Major Outage on EuWest1 Production (Dublin, Ireland)
Incident Report for Mambu
Postmortem

Summary

The EU WEST live production environment was not available for 7 minutes during working hours.

What Happened?

On the production environment on EU WEST region we initiated a configuration change that doesn't require any downtime. This change was done via rolling update of the environment.

For improved performance, Mambu employs CPU optimized instances. Our cloud services provider, sets a limit of the total number of instances that can be used per day per region. Due to a previous incident on the sandbox environment the CPU credits for the EU WEST region were exhausted, hence the rolling update did not succeed. We changed the instance type to non-credit based.

The whole resolution process, including the startup of the application took 7 minutes.

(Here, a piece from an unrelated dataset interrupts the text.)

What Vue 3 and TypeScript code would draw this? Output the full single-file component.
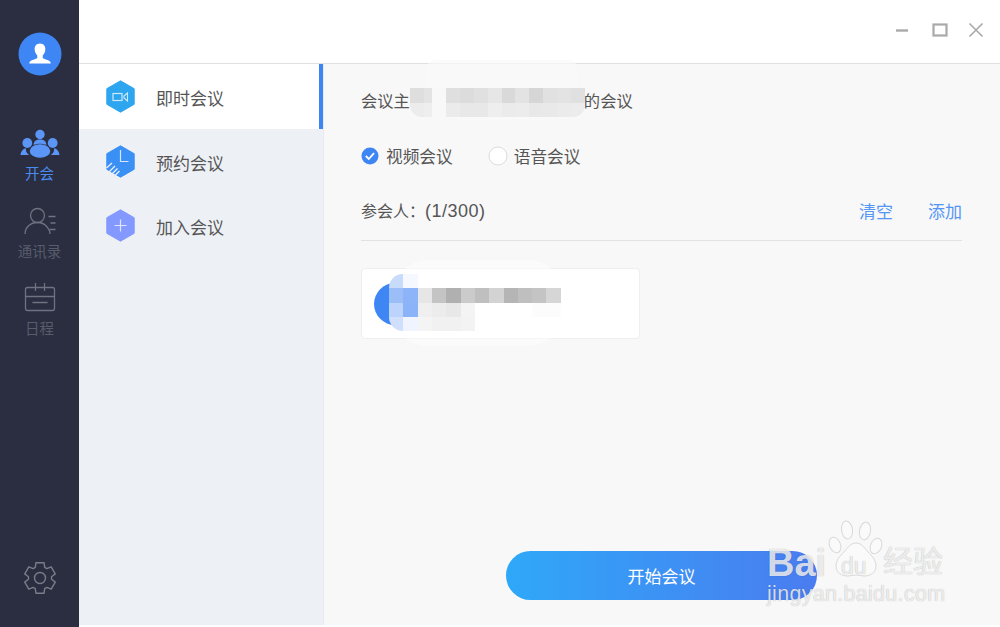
<script setup lang="ts">
const hexPts = '14.5,0.8 28.2,8.7 28.2,24.3 14.5,32.2 0.8,24.3 0.8,8.7'

function gearPath(cx: number, cy: number): string {
  const pts: string[] = []
  const pol = (r: number, deg: number) => {
    const a = (deg * Math.PI) / 180
    return `${(cx + r * Math.cos(a)).toFixed(2)} ${(cy + r * Math.sin(a)).toFixed(2)}`
  }
  for (let i = 0; i < 6; i++) {
    const c = -90 + i * 60
    pts.push(pol(11.6, c - 24), pol(15.8, c - 15), pol(15.8, c + 15), pol(11.6, c + 24))
  }
  return 'M' + pts.join('L') + 'Z'
}
const gear = gearPath(20, 20)

const topCells: string[] = [
  '#dedede', '#e3e3e3', '#f8f8f8', '#dfdfdf', '#dcdcdc', '#e0e0e0', '#e6e6e6', '#d9d9d9', '#e3e3e3', '#d6d6d6', '#e1e1e1', '#e3e3e3', '#e0e0e0',
  '#ececec', '#eeeeee', '#f8f8f8', '#ebebeb', '#e8e8e8', '#e8e8e8', '#eeeeee', '#ebebeb', '#ececec', '#e8e8e8', '#e9e9e9', '#ebebeb', '#ececec',
]
const cardCells: string[] = [
  '#c8dbfb', '#f5f8fe', '#fff', '#fff', '#fff', '#fff', '#fff', '#fff', '#fff', '#fff', '#fff', '#fff',
  '#9bbdf8', '#8db4f8', '#e6e6e6', '#c4c4c4', '#b0b0b0', '#cbcbcb', '#bfbfbf', '#d3d3d3', '#b5b5b5', '#bfbfbf', '#c4c4c4', '#d6d6d6',
  '#bcd3fb', '#8bb3f8', '#efefef', '#ececec', '#e8e8e8', '#f4f4f4', '#fff', '#fff', '#fff', '#fff', '#fcfcfc', '#fcfcfc',
  '#d0e0fc', '#eff4fe', '#f4f4f4', '#f1f1f1', '#f1f1f1', '#f3f3f3', '#fff', '#fff', '#fff', '#fff', '#fff', '#fff',
]
</script>

<template>
  <div class="app">
    <aside class="rail">
      <div class="avatar">
        <svg width="44" height="44" viewBox="0 0 44 44">
          <circle cx="22" cy="22" r="21.5" fill="#3f86f5" />
          <path d="M22 11.5c-3.7 0-5.6 2.8-5.3 6.2.2 2.4 1.2 4.4 2.6 5.7v1.8c0 .7-.5 1.2-1.2 1.5-2.6 1-5.1 1.5-6.3 3-.4.6-.6 1.3-.6 1.8h21.6c0-.5-.2-1.2-.6-1.8-1.2-1.5-3.7-2-6.3-3-.7-.3-1.2-.8-1.2-1.5v-1.8c1.4-1.3 2.4-3.3 2.6-5.7.3-3.4-1.6-6.2-5.3-6.2z" fill="#fff" />
        </svg>
      </div>
      <nav class="rail-nav">
        <div class="rail-item active">
          <svg width="42" height="40" viewBox="-1 0 42 40" fill="#5b95f5">
            <circle cx="20" cy="10.5" r="4.7" />
            <path d="M13.5 21c.3-4 2.800-5.500 6.500-5.500s6.200 1.500 6.500 5.500c-2-.8-4.200-1.200-6.500-1.200s-4.500.4-6.500 1.200z" />
            <circle cx="7.300" cy="19" r="4.900" />
            <circle cx="32.700" cy="19" r="4.900" />
            <path d="M.5 31c.4-3.600 2.200-6.300 5.600-6.800-.4 1.200-.2 3 .6 4.300.6.900 1.400 1.700 2.400 2.500z" />
            <path d="M39.500 31c-.4-3.600-2.200-6.300-5.600-6.800.4 1.200.2 3-.6 4.300-.6.900-1.400 1.700-2.400 2.500z" />
            <ellipse cx="20" cy="27" rx="10.300" ry="6.800" />
          </svg>
          <span>开会</span>
        </div>
        <div class="rail-item">
          <svg width="40" height="40" viewBox="0 0 40 40" fill="none" stroke="#6f7280" stroke-width="1.300">
            <circle cx="17.500" cy="13.500" r="7" />
            <path d="M5 32c0-6.500 5.500-11.500 12.500-11.500 3.500 0 6.500 1.200 8.500 3.200 2 2 4 5 4 8.300" />
            <path d="M28.500 14.500h7M30.500 21h5M29.500 27.500h6" />
          </svg>
          <span>通讯录</span>
        </div>
        <div class="rail-item">
          <svg width="40" height="40" viewBox="0 0 40 40" fill="none" stroke="#6f7280" stroke-width="1.300">
            <rect x="5.500" y="8.500" width="29" height="23" rx="2" />
            <path d="M15.500 4v8M24.500 4v8M5.500 17.500h29M12.500 23.500h15" />
          </svg>
          <span>日程</span>
        </div>
      </nav>
      <div class="gear">
        <svg width="40" height="40" viewBox="0 0 40 40" fill="none" stroke="#7a7d88" stroke-width="1.400" stroke-linejoin="round">
          <path :d="gear" />
          <circle cx="20" cy="20" r="5.500" />
        </svg>
      </div>
    </aside>

    <div class="main">
      <header class="titlebar">
        <svg class="ctl" width="100" height="20" viewBox="0 0 100 20" fill="none" stroke="#a9a9a9">
          <path d="M1 10.500h12" stroke-width="2.400" />
          <rect x="38.500" y="4.500" width="13" height="11" stroke-width="2.200" />
          <path d="M74.500 3.500l13 13M87.500 3.500l-13 13" stroke-width="1.600" />
        </svg>
      </header>

      <div class="body">
        <nav class="side">
          <div class="side-item current">
            <svg class="hex" width="29" height="33" viewBox="0 0 29 33">
              <polygon :points="hexPts" fill="#2ea6ef" stroke="#2ea6ef" stroke-linejoin="round" />
              <rect x="7" y="13.500" width="9" height="7" fill="none" stroke="#cdeafc" stroke-width="1.200" />
              <path d="M18 16l3.500-3v8l-3.500-3z" fill="none" stroke="#cdeafc" stroke-width="1.100" />
            </svg>
            <span>即时会议</span>
          </div>
          <div class="side-item">
            <svg class="hex" width="29" height="33" viewBox="0 0 29 33">
              <polygon :points="hexPts" fill="#3a90f5" stroke="#3a90f5" stroke-linejoin="round" />
              <path d="M14.500 5v11.500h8" fill="none" stroke="#d6e7fd" stroke-width="1.200" />
              <path d="M.5 23l5.500-5M3 27l6-6M5.500 29.500l6-6M8.500 31l5-5" fill="none" stroke="#edf0f5" stroke-width="1.300" />
            </svg>
            <span>预约会议</span>
          </div>
          <div class="side-item">
            <svg class="hex" width="29" height="33" viewBox="0 0 29 33">
              <polygon :points="hexPts" fill="#8399ff" stroke="#8399ff" stroke-linejoin="round" />
              <path d="M14.500 10.500v12M8.500 16.500h12" fill="none" stroke="#dfe5ff" stroke-width="1.200" />
            </svg>
            <span>加入会议</span>
          </div>
        </nav>

        <section class="panel">
          <div class="topic">
            <span>会议主</span>
            <span class="topic-gap"></span>
            <span>的会议</span>
          </div>

          <div class="modes">
            <label class="mode">
              <svg width="18" height="18" viewBox="0 0 18 18">
                <circle cx="9" cy="9" r="8.500" fill="#3f86f5" />
                <path d="M4.800 9l3 3 5.200-5.800" fill="none" stroke="#fff" stroke-width="1.800" />
              </svg>
              <span>视频会议</span>
            </label>
            <label class="mode">
              <svg width="20" height="20" viewBox="0 0 20 20">
                <circle cx="10" cy="10" r="9" fill="#fff" stroke="#dcdcdc" />
              </svg>
              <span>语音会议</span>
            </label>
          </div>

          <div class="people-head">
            <span class="people-count">参会人：<span class="digits">(1/300)</span></span>
            <div class="links">
              <a>清空</a>
              <a>添加</a>
            </div>
          </div>

          <div class="card">
            <div class="card-avatar"></div>
          </div>

          <button class="start" type="button">开始会议</button>
        </section>
      </div>
    </div>

    <div class="smudge-top"></div>
    <div class="mosaic mosaic-top">
      <i v-for="(c, i) in topCells" :key="i" :style="{ background: c }"></i>
    </div>
    <div class="smudge-card"></div>
    <div class="mosaic mosaic-card">
      <i v-for="(c, i) in cardCells" :key="i" :style="{ background: c }"></i>
    </div>

    <div class="mark">
      <span class="mark-bai">Bai</span>
      <svg class="mark-paw" width="56" height="62" viewBox="0 0 56 62" fill="#fbfbfb" stroke="#d4d4d4" stroke-width="1">
        <ellipse cx="19" cy="11" rx="5.500" ry="9" transform="rotate(-8 19 11)" />
        <ellipse cx="37" cy="12" rx="5.500" ry="9" transform="rotate(10 37 12)" />
        <ellipse cx="7" cy="26" rx="5.500" ry="8" transform="rotate(-22 7 26)" />
        <ellipse cx="48" cy="27" rx="5.500" ry="8" transform="rotate(22 48 27)" />
        <path d="M28 24c5 0 8 4 12 9 4 4 8 8 8 14 0 7-6 10-12 10-3 0-5-1-8-1s-5 1-8 1c-6 0-12-3-12-10 0-6 4-10 8-14 4-5 7-9 12-9z" />
      </svg>
      <span class="mark-du">du</span>
      <span class="mark-jy">经验</span>
      <span class="mark-url">jingyan.baidu.com</span>
    </div>
  </div>
</template>

<style>
html, body { margin: 0; overflow: hidden; background: #fff; }
</style>

<style scoped>
.app {
  position: relative;
  display: flex;
  width: 1000px;
  height: 627px;
  overflow: hidden;
  background: #fff;
  font-family: "Liberation Sans", "Noto Sans CJK SC", sans-serif;
  color: #555;
}
.rail {
  display: flex;
  flex-direction: column;
  align-items: center;
  width: 79px;
  flex: none;
  background: #2a2e40;
}
.avatar { margin-top: 32px; height: 44px; }
.avatar svg { display: block; }
.rail-nav { margin-top: 48px; }
.rail-item {
  display: flex;
  flex-direction: column;
  align-items: center;
  height: 77.500px;
  font-size: 14.500px;
  line-height: 20px;
  color: #585c6b;
}
.rail-item svg { display: block; }
.rail-item.active { color: #4a8bf0; }
.gear { margin-top: auto; margin-bottom: 29px; height: 40px; }
.gear svg { display: block; }

.main {
  flex: 1;
  display: flex;
  flex-direction: column;
  min-width: 0;
}
.titlebar {
  flex: none;
  box-sizing: border-box;
  height: 64px;
  border-bottom: 1px solid #e0e0e0;
  display: flex;
  justify-content: flex-end;
  padding: 20px 5px 0 0;
}
.ctl { display: block; }
.body {
  flex: 1;
  display: flex;
  margin-bottom: 2px;
  min-height: 0;
}
.side {
  width: 245px;
  flex: none;
  box-sizing: border-box;
  background: #edf0f5;
  border-right: 1px solid #e8eaee;
}
.side-item {
  display: flex;
  align-items: center;
  gap: 21px;
  height: 64.500px;
  padding-left: 27px;
  font-size: 17px;
  color: #555;
}
.side-item span { position: relative; top: 1px; }
.hex { flex: none; display: block; }
.side-item.current {
  background: #fff;
  position: relative;
  height: 65px;
}
.side-item.current::after {
  content: "";
  position: absolute;
  top: 0;
  bottom: 0;
  right: 0;
  width: 4px;
  background: #3f86f5;
}
.panel {
  position: relative;
  flex: 1;
  display: flex;
  flex-direction: column;
  background: #f8f8f8;
  padding: 25px 38px 25px 37px;
  min-width: 0;
}
.topic {
  display: flex;
  align-items: center;
  height: 24px;
  font-size: 16.300px;
  line-height: 24px;
}
.topic-gap { width: 174px; }
.modes {
  display: flex;
  align-items: center;
  margin-top: 31px;
  height: 24px;
  gap: 35px;
  font-size: 16.700px;
}
.mode { display: flex; align-items: center; gap: 7px; }
.mode svg { display: block; }
.mode:last-child { gap: 6px; }
.people-head {
  display: flex;
  align-items: center;
  justify-content: space-between;
  margin-top: 21px;
  box-sizing: border-box;
  height: 52px;
  padding-bottom: 9px;
  border-bottom: 1px solid #e2e2e2;
  font-size: 16px;
}
.digits { font-size: 18px; letter-spacing: 0.500px; }
.links { display: flex; gap: 35px; font-size: 17px; color: #5596f5; }
.card {
  box-sizing: border-box;
  margin-top: 27px;
  width: 279px;
  height: 71px;
  background: #fff;
  border: 1px solid #eeeeee;
  border-radius: 4px;
  display: flex;
  align-items: center;
  padding-left: 12px;
}
.card-avatar {
  width: 42px;
  height: 42px;
  border-radius: 50%;
  background: #3f86f5;
}
.start {
  margin: auto 0 0 145px;
  width: 311px;
  height: 49px;
  border: 0;
  border-radius: 25px;
  background: linear-gradient(90deg, #2fa8f8, #4a7cf0);
  color: #fff;
  font: inherit;
  font-size: 17px;
}

.smudge-top {
  position: absolute;
  left: 426px;
  top: 60px;
  width: 152px;
  height: 60px;
  border-radius: 10px 10px 40px 40px;
  background: rgba(250, 250, 250, 0.7);
}
.mosaic {
  position: absolute;
  display: grid;
}
.mosaic i { display: block; }
.mosaic-top {
  left: 410px;
  top: 88px;
  grid-template-columns: 14px 8px 14px repeat(10, 13.900px);
  grid-auto-rows: 14.500px;
  border-radius: 0 0 12px 12px;
  overflow: hidden;
}
.smudge-card {
  position: absolute;
  left: 392px;
  top: 260px;
  width: 172px;
  height: 86px;
  border-radius: 36px;
  background: rgba(255, 255, 255, 0.45);
}
.mosaic-card {
  left: 389px;
  top: 274px;
  grid-template-columns: repeat(2, 14.400px) repeat(10, 14.300px);
  grid-auto-rows: 14.300px;
  border-radius: 14px 0 0 14px;
  overflow: hidden;
}

.mark span {
  position: absolute;
  color: rgba(255, 255, 255, 0.8);
  text-shadow: 0 0 1px rgba(0, 0, 0, 0.35);
  white-space: nowrap;
}
.mark-paw { position: absolute; left: 828px; top: 519px; opacity: 0.85; }
.mark-bai {
  left: 767px;
  top: 548px;
  font-size: 38px;
  line-height: 30px;
  font-weight: 700;
}
.mark-du {
  left: 841px;
  top: 553px;
  font-size: 23px;
  line-height: 26px;
}
.mark-jy {
  left: 883px;
  top: 545px;
  font-size: 30px;
  line-height: 34px;
  font-weight: 400;
}
.mark-url {
  left: 767px;
  top: 583px;
  font-size: 21.500px;
  line-height: 22px;
  letter-spacing: 0.300px;
}
</style>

What Are We Doing About This?

We will take some preventive measures to enhance the detection of this scenario and to monitor the behaviour of the CPU credit consumption on AWS. In addition, we plan to optimize the bootstrap process of the application to reduce the startup time.

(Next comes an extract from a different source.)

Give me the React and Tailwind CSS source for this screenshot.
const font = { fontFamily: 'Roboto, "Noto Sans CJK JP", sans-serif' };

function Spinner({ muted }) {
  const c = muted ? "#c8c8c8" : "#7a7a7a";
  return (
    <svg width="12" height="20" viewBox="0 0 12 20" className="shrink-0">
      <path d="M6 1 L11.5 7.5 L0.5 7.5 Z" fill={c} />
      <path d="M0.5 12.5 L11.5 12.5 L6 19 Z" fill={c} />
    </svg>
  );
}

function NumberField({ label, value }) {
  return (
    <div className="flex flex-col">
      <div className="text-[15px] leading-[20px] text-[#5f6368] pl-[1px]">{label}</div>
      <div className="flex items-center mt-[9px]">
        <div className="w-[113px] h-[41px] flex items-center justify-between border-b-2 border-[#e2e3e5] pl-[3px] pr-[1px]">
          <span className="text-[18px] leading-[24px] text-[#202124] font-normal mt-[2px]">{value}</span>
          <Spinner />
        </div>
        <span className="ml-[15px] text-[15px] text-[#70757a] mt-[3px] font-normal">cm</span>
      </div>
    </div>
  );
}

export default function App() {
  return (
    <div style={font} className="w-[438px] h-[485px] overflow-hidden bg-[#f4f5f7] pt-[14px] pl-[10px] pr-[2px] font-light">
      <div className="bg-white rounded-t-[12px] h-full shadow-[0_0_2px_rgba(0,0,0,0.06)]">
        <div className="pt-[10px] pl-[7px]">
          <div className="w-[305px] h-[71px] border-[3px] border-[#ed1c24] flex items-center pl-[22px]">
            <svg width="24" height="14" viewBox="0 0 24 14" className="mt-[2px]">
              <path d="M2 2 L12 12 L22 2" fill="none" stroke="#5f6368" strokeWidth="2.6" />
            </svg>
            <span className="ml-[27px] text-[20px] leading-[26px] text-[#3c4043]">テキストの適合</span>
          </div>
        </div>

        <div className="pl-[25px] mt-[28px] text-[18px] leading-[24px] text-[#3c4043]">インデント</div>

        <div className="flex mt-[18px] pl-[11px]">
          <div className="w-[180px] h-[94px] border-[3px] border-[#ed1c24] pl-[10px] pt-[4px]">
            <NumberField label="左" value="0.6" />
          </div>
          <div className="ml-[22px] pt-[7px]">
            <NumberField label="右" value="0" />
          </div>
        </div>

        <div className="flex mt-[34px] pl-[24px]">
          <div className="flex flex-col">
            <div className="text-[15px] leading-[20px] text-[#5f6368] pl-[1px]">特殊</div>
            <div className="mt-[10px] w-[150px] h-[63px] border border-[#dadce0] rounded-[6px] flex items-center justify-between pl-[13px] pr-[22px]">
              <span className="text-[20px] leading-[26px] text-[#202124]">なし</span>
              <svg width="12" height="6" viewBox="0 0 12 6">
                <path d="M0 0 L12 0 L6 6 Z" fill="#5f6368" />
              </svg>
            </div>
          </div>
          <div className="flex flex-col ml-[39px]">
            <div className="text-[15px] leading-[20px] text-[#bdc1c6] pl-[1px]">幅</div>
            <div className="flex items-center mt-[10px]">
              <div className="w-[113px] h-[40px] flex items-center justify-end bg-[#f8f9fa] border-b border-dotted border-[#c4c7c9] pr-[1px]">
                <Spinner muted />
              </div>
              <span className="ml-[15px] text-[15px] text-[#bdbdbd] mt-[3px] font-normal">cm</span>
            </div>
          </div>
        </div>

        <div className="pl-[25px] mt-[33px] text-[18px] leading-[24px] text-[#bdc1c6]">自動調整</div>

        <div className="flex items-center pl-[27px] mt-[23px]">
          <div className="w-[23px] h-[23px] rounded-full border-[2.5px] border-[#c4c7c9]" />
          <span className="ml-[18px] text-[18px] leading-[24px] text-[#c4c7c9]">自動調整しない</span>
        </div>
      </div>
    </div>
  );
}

We do realize that the incident caused the disruption of the functionality. We have conducted a detailed post-mortem analysis to identify the root causes and contributing factors and scheduled a work on improving the application as well as the service overall.

As always, if you have any questions or concerns, feel free to contact us via usual support channels.

Posted May 22, 2018 - 16:46 UTC

Resolved
This incident has been resolved.
Posted May 15, 2018 - 13:40 UTC
Monitoring
A fix has been implemented and we are monitoring the results.
Posted May 15, 2018 - 10:33 UTC
Investigating
We are currently investigating this issue.
Posted May 15, 2018 - 10:29 UTC
This incident affected: Mambu Production (Dublin, Ireland) and Mambu Sandbox (Dublin, Ireland).